Tuesday, March 4, 2008

A Tale of two heroes – an analysis

There's something about an anti-hero that everyone loves, except when they don't. In fact, the term itself has become so nebulous that it can easily encompass Alucard, Shinji Ikari and Guts. Essentially anyone with questionable morals or who treats people as a means to an end or someone who bucks the plot by insisting on whining about how bad life is or really anything that might not necessarily fall into the fairly strict definition of heroics.

And that's why Lelouch and Kaiji are giving me fits. The thing is that on the face of it they're both anti-heroes. Or at least that's how they start the story. Both of them start as self-centered (almost delusionally so in Lelouch's case), they both have questionable morals and they both commit acts which could be considered incorrect. They'd both fit smack dab into the middle of anti-hero territory.

Except when they don't.

On the nature of Kaiji and Lelouche

The problem with Kaiji, as CCY aptly pointed out, is that yes Kaiji is a jerk, but he's a jerk FOR JUSTICE. He spends the first half of the series actually trying to help other people. Now granted he does it because he wants to survive. But he sacrifices himself on the hope that they people who he's helped will bail him out in the end. The thing is that it's hard to pigeonhole him simply because of that. Unlike a Kei Kurono, he isn't really an asshole, but he wants to be. Unlike an Alucard, he doesn't revel in his monstrosity, but he tries to. And unlike Shinji Ikari, he isn't so self-centered that he can't see things from other people's points of view, but he seeks it.

In fact, I'm going to go out on a limb here and say that Kaiji isn't an anti-hero at all. He's a hero who wants to be an anti-hero. Nowhere is that more evident then in the human derby when they're crossing the balance beams. The entire time he's having an internal monologue about how he wants to be a man alone, and all the other contestants are wimps. But still he finds himself crying. So the question he ends up raising are ones that anime usually dodges. Is humanity something that can be sacrificed through force of will, or is it something that has to be chipped away at? And even further than that is humanity a virtue or a vice? Because in the human derby it's obviously a vice.

Lelouch provides a wholly different challenge. (Some spoilers ahead) First he starts off as an anti-hero. That's what makes him so initially attractive. Here's this character that spends people's lives like he's playing chess to get back at a father, who spends people's lives like he's playing a game of chess. He's self-righteous, but he's also delusional. It isn't until he forms the Black Knights that he starts to soften and see things outside his own little world. Eventually, he starts to want what the revolutionaries' want, which is an equal Japan. And what makes him interesting is the division between what he says and what he does. At several times during the course of the show, he tries to recapture that emotional distance he had at the beginning, but he never can quite do it. I'd say he much like Kaiji is a hero later on in the series, who is posing as an anti-hero.
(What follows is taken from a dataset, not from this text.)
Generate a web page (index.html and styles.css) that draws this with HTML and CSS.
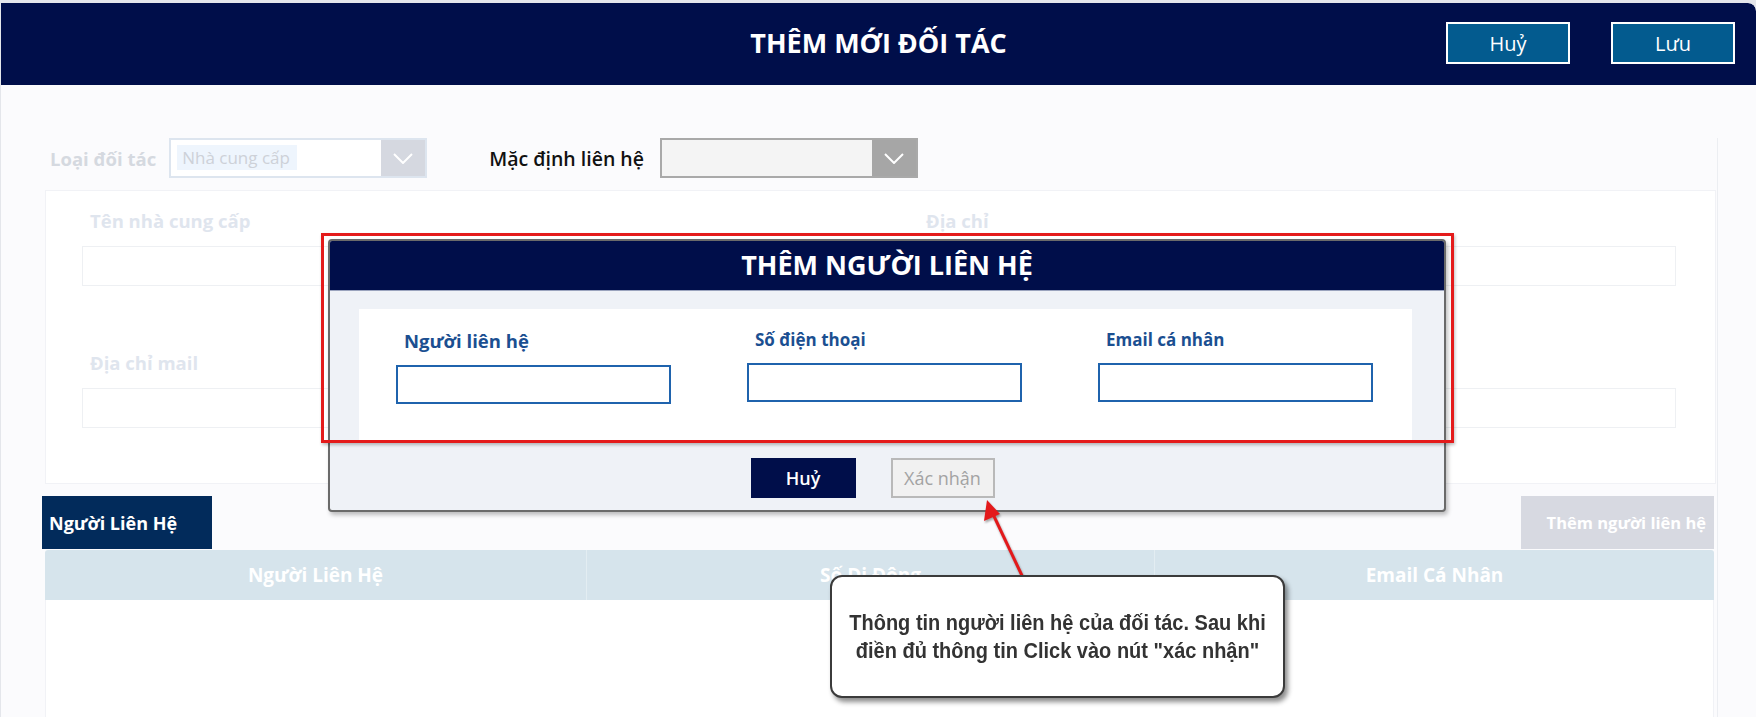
FILE: index.html
```html
<!DOCTYPE html>
<html>
<head>
    <meta charset="UTF-8">
    <meta name="viewport" content="width=device-width, initial-scale=1.0">
    <link rel="stylesheet" href="styles.css">
</head>
<body>
    <div class="page">
        <div class="topbar">
            <h1 class="topbar-title">THÊM MỚI ĐỐI TÁC</h1>
            <div class="topbar-actions">
                <button class="top-btn">Huỷ</button>
                <button class="top-btn">Lưu</button>
            </div>
        </div>

        <div class="content">
            <div class="filters">
                <span class="filter-label faded">Loại đối tác</span>
                <div class="select select-faded">
                    <span class="select-value">Nhà cung cấp</span>
                    <span class="select-arrow">
                        <svg width="20" height="11" viewBox="0 0 20 11"><path d="M1 1 L10 10 L19 1" fill="none" stroke="#fff" stroke-width="2"/></svg>
                    </span>
                </div>
                <span class="filter-label dark">Mặc định liên hệ</span>
                <div class="select select-gray">
                    <span class="select-value"></span>
                    <span class="select-arrow">
                        <svg width="20" height="11" viewBox="0 0 20 11"><path d="M1 1 L10 10 L19 1" fill="none" stroke="#fff" stroke-width="2"/></svg>
                    </span>
                </div>
            </div>

            <div class="card">
                <div class="field">
                    <label>Tên nhà cung cấp</label>
                    <div class="field-input"></div>
                </div>
                <div class="field">
                    <label>Địa chỉ</label>
                    <div class="field-input"></div>
                </div>
                <div class="field">
                    <label>Địa chỉ mail</label>
                    <div class="field-input"></div>
                </div>
                <div class="field">
                    <label></label>
                    <div class="field-input"></div>
                </div>
            </div>

            <div class="tabs">
                <div class="tab">Người Liên Hệ</div>
                <div class="add-btn">Thêm người liên hệ</div>
            </div>

            <div class="table">
                <div class="table-head">
                    <div class="th">Người Liên Hệ</div>
                    <div class="th">Số Di Động</div>
                    <div class="th">Email Cá Nhân</div>
                </div>
                <div class="table-body"></div>
            </div>
        </div>

        <!-- popup -->
        <div class="modal">
            <div class="modal-head">THÊM NGƯỜI LIÊN HỆ</div>
            <div class="modal-body">
                <div class="modal-panel">
                    <div class="m-field">
                        <label class="m-label big">Người liên hệ</label>
                        <div class="m-input"></div>
                    </div>
                    <div class="m-field">
                        <label class="m-label">Số điện thoại</label>
                        <div class="m-input"></div>
                    </div>
                    <div class="m-field">
                        <label class="m-label">Email cá nhân</label>
                        <div class="m-input"></div>
                    </div>
                </div>
                <div class="modal-foot">
                    <button class="m-btn m-cancel">Huỷ</button>
                    <button class="m-btn m-ok">Xác nhận</button>
                </div>
            </div>
        </div>
        <div class="highlight"></div>

        <svg class="pointer" width="80" height="100" viewBox="0 0 80 100">
            <line x1="58" y1="94" x2="25" y2="24" stroke="#e3191b" stroke-width="3"/>
            <polygon points="20,12 17,33 33,26" fill="#e3191b"/>
        </svg>

        <div class="callout">
            <span class="callout-text">Thông tin người liên hệ của đối tác. Sau khi<br>
            điền đủ thông tin Click vào nút "xác nhận"</span>
        </div>
    </div>
</body>
</html>
```

FILE: styles.css
```css
* {
    margin: 0;
    padding: 0;
    box-sizing: border-box;
    font-family: "Open Sans", "Noto Sans", sans-serif;
}

body {
    background: #e4e6eb;
    overflow: hidden;
}

.page {
    position: relative;
    height: 714px;
    margin-top: 3px;
    margin-left: 1px;
    background: #fbfbfd;
    border-top-right-radius: 8px;
    overflow: hidden;
}

.topbar {
    height: 82px;
    background: #000e4a;
    border-top-right-radius: 8px;
    display: flex;
    align-items: center;
    justify-content: center;
    position: relative;
}

.topbar-title {
    color: #fff;
    font-size: 27px;
    font-weight: 700;
    margin-top: -3px;
}

.topbar-actions {
    position: absolute;
    right: 21px;
    top: 19px;
    display: flex;
    gap: 41px;
}

.top-btn {
    width: 124px;
    height: 42px;
    background: #035b8f;
    border: 2px solid #fff;
    color: #fff;
    font-size: 20px;
    font-family: "Open Sans", sans-serif;
}

.content {
    width: 1717px;
    height: 632px;
    border-right: 1px solid #eceef2;
    padding-left: 44px;
}

.filters {
    display: flex;
    align-items: center;
    height: 40px;
    margin-top: 53px;
    padding-left: 5px;
}

.filter-label {
    font-size: 18.5px;
    font-weight: 700;
    margin-right: 13px;
}

.filter-label.faded {
    color: #d5d9e0;
}

.filter-label.dark {
    color: #111;
    font-size: 19.5px;
    font-weight: 600;
    margin-left: 62px;
    margin-right: 16px;
}

.select {
    width: 258px;
    height: 40px;
    display: flex;
    border: 2px solid;
}

.select-value {
    flex: 1;
    display: flex;
    align-items: center;
}

.select-arrow {
    width: 44px;
    display: flex;
    align-items: center;
    justify-content: center;
}

.select-faded {
    border-color: #dde5ef;
    background: #fff;
}

.select-faded .select-value {
    flex: none;
    width: 120px;
    margin: 5px auto 6px 6px;
    padding: 0 5px;
    font-size: 17px;
    color: #cdd1d8;
    background: #eef5fd;
}

.select-faded .select-arrow {
    background: #d5d8e0;
}

.select-gray {
    border-color: #a9a9a9;
    background: #f4f4f4;
}

.select-gray .select-arrow {
    background: #a6a6a6;
}

.card {
    width: 1671px;
    height: 294px;
    margin-top: 12px;
    background: #fff;
    border: 1px solid #f1f2f6;
    padding: 18px 40px 0 36px;
    display: grid;
    grid-template-columns: 758px 758px;
    column-gap: 78px;
    row-gap: 65px;
    align-content: start;
}

.field label {
    display: block;
    height: 24px;
    font-size: 18.5px;
    font-weight: 700;
    color: #dfe5ee;
    padding-left: 8px;
    margin-bottom: 13px;
    line-height: 24px;
}

.field-input {
    height: 40px;
    border: 1px solid #eef0f3;
    background: #fff;
}

.tabs {
    display: flex;
    justify-content: space-between;
    align-items: flex-end;
    margin-top: 12px;
    margin-left: -3px;
    padding-right: 3px;
}

.tab {
    width: 170px;
    height: 53px;
    background: #022b5b;
    color: #fff;
    font-size: 18px;
    font-weight: 700;
    padding-left: 7px;
    display: flex;
    align-items: center;
}

.add-btn {
    width: 193px;
    height: 53px;
    background: #d7d9e1;
    color: #fff;
    font-size: 16.5px;
    font-weight: 700;
    display: flex;
    align-items: center;
    justify-content: flex-end;
    padding-right: 8px;
}

.table {
    width: 1669px;
    margin-top: 1px;
}

.table-head {
    display: grid;
    grid-template-columns: 541px 568px 1fr;
    height: 50px;
    background: #d6e4ec;
    border-radius: 3px 3px 0 0;
}

.th {
    display: flex;
    align-items: center;
    justify-content: center;
    color: #fff;
    font-size: 19px;
    font-weight: 700;
    border-left: 1px solid #e3edf2;
}

.th:first-child {
    border-left: none;
}

.table-body {
    height: 120px;
    background: #fff;
    border-left: 1px solid #f1f2f6;
    border-right: 1px solid #f1f2f6;
}

/* popup */
.modal {
    position: absolute;
    left: 327px;
    top: 236px;
    width: 1118px;
    height: 273px;
    background: #eff2f7;
    border: 2px solid #6a6a6a;
    border-radius: 4px;
    box-shadow: 2px 3px 4px rgba(0, 0, 0, 0.25);
    overflow: hidden;
}

.modal-head {
    height: 50px;
    background: #000e4a;
    color: #fff;
    font-size: 27px;
    font-weight: 700;
    text-align: center;
    line-height: 48px;
    border-bottom: 1px solid #9aa3bd;
}

.modal-body {
    padding: 18px 32px 0 29px;
}

.modal-panel {
    height: 133px;
    background: #fff;
    display: flex;
    gap: 76px;
    padding-left: 37px;
}

.m-field {
    width: 275px;
    display: flex;
    flex-direction: column;
}

.m-label {
    color: #1b4f91;
    font-size: 17px;
    font-weight: 700;
    height: 54px;
    padding: 19px 0 0 8px;
}

.m-label.big {
    font-size: 18.5px;
    height: 56px;
    padding-top: 19px;
}

.m-input {
    height: 39px;
    border: 2px solid #1f63ad;
    background: #fff;
}

.modal-foot {
    display: flex;
    justify-content: center;
    gap: 35px;
    margin-top: 16px;
    padding-right: 26px;
}

.m-btn {
    height: 40px;
    font-size: 18px;
    font-family: "Open Sans", sans-serif;
}

.m-cancel {
    width: 105px;
    background: #000e4a;
    color: #fff;
    border: none;
    font-weight: 600;
}

.m-ok {
    width: 104px;
    background: #f1f1f1;
    color: #a3a3a3;
    border: 2px solid #b9b9b9;
}

.highlight {
    position: absolute;
    left: 320px;
    top: 230px;
    width: 1133px;
    height: 210px;
    border: 3px solid #e41b1b;
    box-shadow: 1px 2px 3px rgba(0, 0, 0, 0.25);
}

.pointer {
    position: absolute;
    left: 966px;
    top: 485px;
    filter: drop-shadow(1px 2px 1px rgba(0, 0, 0, 0.35));
}

.callout {
    position: absolute;
    left: 829px;
    top: 572px;
    width: 455px;
    height: 123px;
    background: #fff;
    border: 2px solid #3b3b3b;
    border-radius: 12px;
    box-shadow: 3px 4px 5px rgba(0, 0, 0, 0.45);
    display: flex;
    align-items: center;
    justify-content: center;
    text-align: center;
    font-family: "Liberation Sans Narrow", "Liberation Sans", Arial, sans-serif;
    font-weight: 700;
    font-size: 20px;
    line-height: 25px;
    color: #333;
}

.callout-text {
    display: inline-block;
    font-family: inherit;
    transform: scaleY(1.12);
}
```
(Okay, so I'm going into a really big spoiler here. If you haven't watched the show, watch it now. Because this is one of the few twists that has gotten me in the past year of watching anime. So really stop reading now if you haven't watched the show. And go watch it. And then buy it.)

Then Euphie dies and ruins everything. And this is what makes Code Geass really interesting. Is that now we have this hero, who's finally decided that he's going to stop being an anti-hero and then he's thrown into a situation where he has to become the anti-hero again. So he ends up becoming a hero, who doesn't want to be an anti-hero, who has to play an anti-hero so he can do what he needs to do. Again this raises some very similar questions to Kaiji, perhaps striking a little closer to a central question of, "Is evil a choice? Or is it the product of your experiences?"

Why this is good for anime

To be honest, I've started to get tired of the same old, familiar molds for anime characters. So many of them had started to feel like variations on a theme that to have two characters who should be anti-heroes challenge the idea of anti-heroes and the nature of humanity is really a pleasant break for me.